Sports teams shaking their fans down for money is nothing new. U.S. Soccer passed the hat last week by introducing something called the "U.S. Soccer Supporters Club." Basically it allows the USSF to hit up their most loyal fans for $50 a piece in exchange for some trinkets and dibs on tickets to the 2010 World Cup.
Fan clubs such as these are the latest trend among sports organizations searching for ways to coax money from the general public. Earlier this year I was offered membership in The Cubs Club. The two levels of elite membership, costing $129 and $249, offered me the right to buy Chicago Cubs tickets before they went on sale to the general public.
Four years ago when my brother and I applied for U.S. tickets to the 2006 World Cup through the USSF, I was pleasantly surprised at our success. Fans we ran into from England were shocked that we could get tickets through the Federation. This time around, that level of access will cost $50. That's a small price to pay for the thrill of securing World Cup tickets, but the membership fee is still unnecessary.
One motivator for the policy is undoubtedly the demand for World Cup tickets among U.S. residents. Notice I said "residents" and not "fans." The U.S. will receive 69,000 tickets from the initial FIFA sale. The majority of those tickets are headed not to soccer fans, but to ticket brokers. So if that crowd is forced to fork over an extra $50, fine by me.
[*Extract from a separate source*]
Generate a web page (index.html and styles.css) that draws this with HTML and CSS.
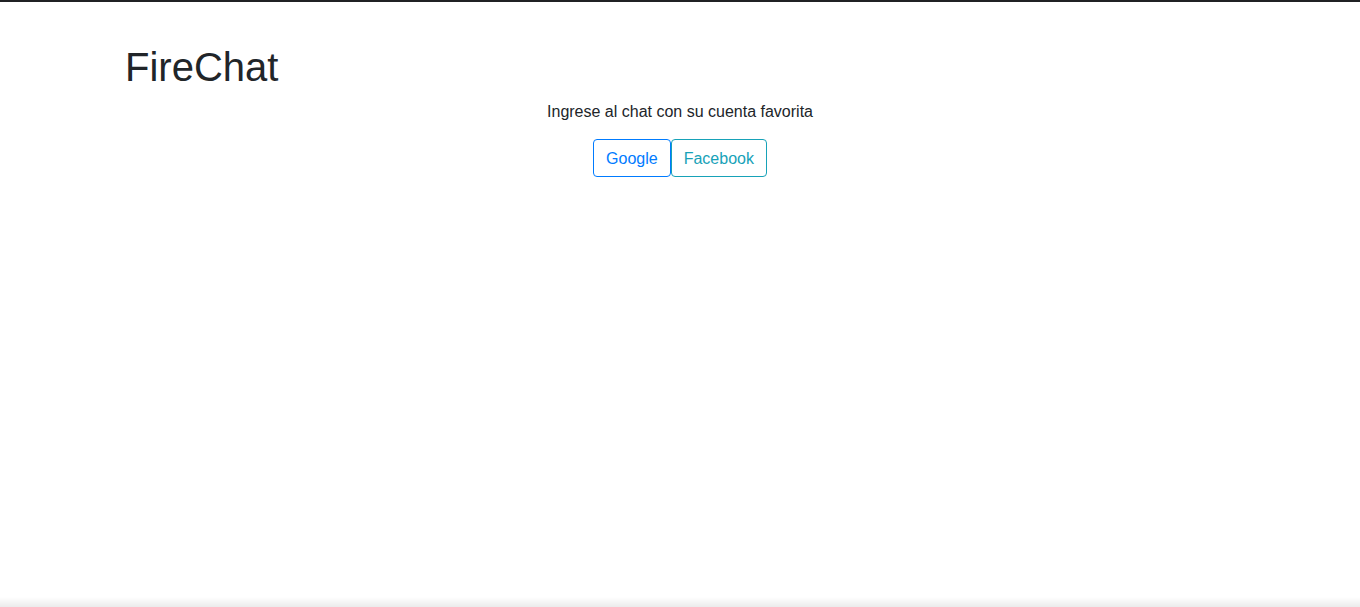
FILE: index.html
```html
<!DOCTYPE html>
<html lang="es">
<head>
<meta charset="utf-8">
<title>FireChat</title>
<link rel="stylesheet" href="styles.css">
</head>
<body>
<div class="topbar"></div>
<main class="container">
  <h1 class="title">FireChat</h1>
  <div class="login">
    <p class="lead-text">Ingrese al chat con su cuenta favorita</p>
    <div class="buttons"><button class="btn btn-google">Google</button><button class="btn btn-facebook">Facebook</button></div>
  </div>
</main>
<div class="bottom-shade"></div>
</body>
</html>
```

FILE: styles.css
```css
* { box-sizing: border-box; }
html, body { margin: 0; height: 100%; }
body {
  font-family: "Liberation Sans", Arial, sans-serif;
  font-size: 16px;
  line-height: 1.5;
  color: #212529;
  background: #fff;
  position: relative;
  overflow: hidden;
}
.topbar { height: 2px; background: #202124; }
.container {
  width: 1140px;
  margin: 0 auto;
  padding: 0 15px;
  padding-top: 41px;
}
.title {
  margin: 0 0 9px;
  font-size: 40px;
  font-weight: 500;
  line-height: 1.2;
}
.login { text-align: center; }
.lead-text { margin: 0 0 15px; }
.buttons { font-size: 0; }
.btn {
  font-family: inherit;
  font-size: 16px;
  line-height: 24px;
  padding: 7px 12px 5px;
  border: 1px solid;
  border-radius: 4px;
  background: transparent;
  cursor: pointer;
  vertical-align: middle;
}
.btn-google { color: #007bff; border-color: #007bff; }
.btn-facebook { color: #17a2b8; border-color: #17a2b8; }
.bottom-shade {
  position: absolute;
  left: 0; right: 0; bottom: 0;
  height: 10px;
  background: linear-gradient(to bottom, rgba(235,235,235,0), #ebebeb);
}
```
I will say this about U.S. Soccer: their decision to hold the US-Mexico World Cup qualifier in Columbus every four years is one of the few decisions in sports not motivated by dollar signs. The game could easily attract 90,000-plus in the Rose Bowl, but the stadium would be two-thirds Mexican fans. Instead, U.S. Soccer settles for a smaller crowd (and thus a much smaller take at the gate) in order to give the team a home field advantage. So if the Supporters Club helps the USSF make up that lost revenue, I can live with the policy.